In our defense, even the Globe’s former editor, Marty Baron, quipped that he communicated with the Spotlight team by e-mail in part because he had a hard time locating the Spotlight offices, which were tucked away on the mezzanine level of the building.

Our saving grace was the generosity of spirit of the good people who worked there. We were constantly being directed, redirected, and even escorted by the industrious crew of that mighty ship. Their contribution was all the more notable because we had been clearly identified not only as snoopy Hollywood screenwriters but also as unrepentant fans of both the Yankees and Phillies.

Early on, I knew that we were going to have to rebuild the newsroom for the purposes of our film. Shooting just in the live newsroom was not feasible due to the interruption it would cause the Globe.

Ultimately, we took great pains to recreate that space in an abandoned Sears warehouse in Toronto. Finding a real facility that was big enough for the set was a massive challenge and a stark reminder of the sheer size of the Globe’s newsroom. But my production designer, Steve Carter, brilliantly captured the layout and design of that room, circa 2001, right down to the garbage cans.

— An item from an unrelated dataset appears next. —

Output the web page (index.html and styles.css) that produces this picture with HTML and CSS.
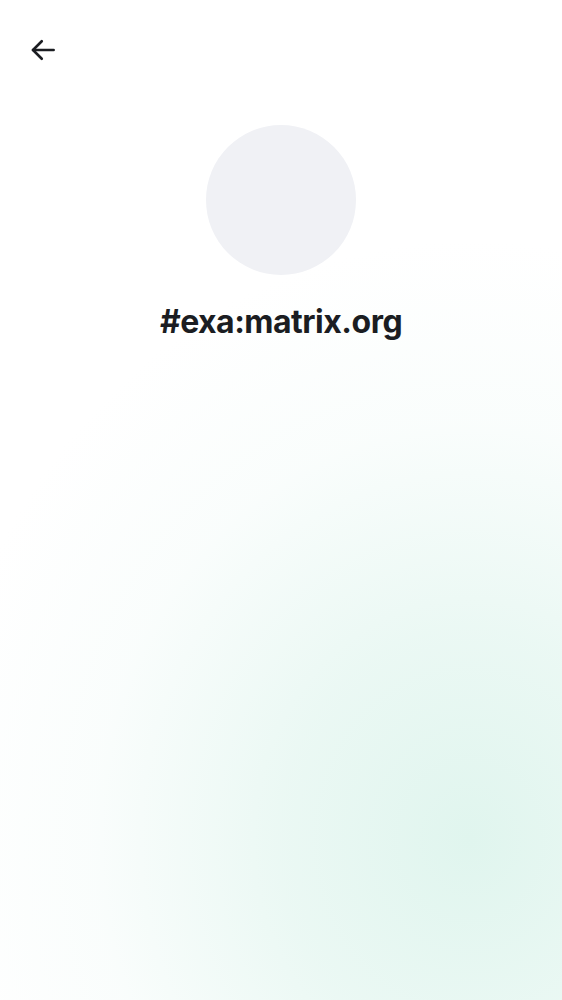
FILE: index.html
```html
<!DOCTYPE html>
<html lang="en">
<head>
<meta charset="utf-8">
<title>Room</title>
<link rel="stylesheet" href="styles.css">
</head>
<body>
<div class="screen">
  <header class="topbar">
    <button class="back" aria-label="Back">
      <svg width="30" height="30" viewBox="0 0 24 24" fill="none" stroke="#1b1d22" stroke-width="2.1" stroke-linecap="round" stroke-linejoin="round"><path d="M20.5 12H4"/><path d="M11 5l-7 7 7 7"/></svg>
    </button>
  </header>
  <main class="profile">
    <div class="avatar"></div>
    <h1 class="name">#exa:matrix.org</h1>
  </main>
</div>
</body>
</html>
```
FILE: styles.css
```css
html, body {
  margin: 0;
  padding: 0;
}
body {
  font-family: Inter, "Noto Sans", sans-serif;
  color: #1b1d22;
  background: #ffffff;
}
.screen {
  width: 562px;
  height: 1000px;
  overflow: hidden;
  background:
    radial-gradient(ellipse 540px 600px at 470px 840px, rgba(224,245,238,1) 0%, rgba(228,246,240,0.75) 35%, rgba(240,250,247,0.35) 70%, rgba(255,255,255,0) 100%),
    #ffffff;
}
.topbar {
  height: 100px;
  display: flex;
  align-items: flex-start;
  padding: 35px 0 0 28px;
  box-sizing: border-box;
}
.back {
  border: 0;
  background: none;
  padding: 0;
  width: 30px;
  height: 30px;
  display: flex;
  cursor: pointer;
}
.profile {
  display: flex;
  flex-direction: column;
  align-items: center;
  padding-top: 25px;
}
.avatar {
  width: 150px;
  height: 150px;
  border-radius: 50%;
  background: #f0f1f5;
}
.name {
  margin: 27px 0 0;
  font-size: 32px;
  font-weight: 700;
  line-height: 40px;
  letter-spacing: -0.5px;
  color: #1b1d22;
}
```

We also rebuilt the famously dingy Spotlight offices in that abandoned warehouse. It was such detailed replication that when the real Spotlight reporters visited the set for the first time, they quietly drifted to their appointed desks, mouths agape, as if they were walking into their own shared past.

It was a wonderfully memorable moment.

But I was also aware that we were going to have the opportunity to shoot a number of live locations at the Globe, so I was always taking pictures and making notes of locations that I found to be visually compelling and essential to representing the building. I started to think about including Lisa Tuite and Wanda Joseph-Rollins and their wonderful library, replete with spiral staircase. I zeroed in on Sofia Koumasidis and her shoebox gem of a cafe. We began pestering the great Tom Cole and Chris Johnson for access to the printing presses and the cafeteria — although pestering might be the wrong word as I’ve never met more accommodating people in my business. (Special shout-out to the ever-present Emily Procknal, who was our reliable and jovial master facilitator.)

The final step was integrating the two locations, two countries apart. So, for instance, early in the film when Sacha Pfeiffer and Matt Carroll walk down a set of stairs from the newsroom and emerge into a hallway outside the Spotlight office, they are, in fact, walking down the real stairs in Boston and emerging onto our set hallway in Toronto.

The set of the Globe newsroom in “Spotlight.’’

But one question I continued to wrestle with was how did this building, whose aesthetic could be described as utilitarian meets high school, speak to the central theme of the film? The answer was in the nickname.

We rely on newspapers to hold powerful institutions accountable. But it takes a powerful institution to achieve that service. And there, perched just off the bay, apart from other institutions, was the SS Globe, a mighty warship whose primary function was to protect the citizenry by arming them with fact.

It’s a no-frills building. The perfect setting for serious people to do serious work that is, at its core, a public service. A service that is fundamental to our democracy.

To see that building humming at full capacity during the day, or lit up with the presses running at night, was a sight to behold and, clearly, a site to honor.

Director Tom McCarthy and Cinematographer Masanobu Takayanagi on the set of ”Spotlight.”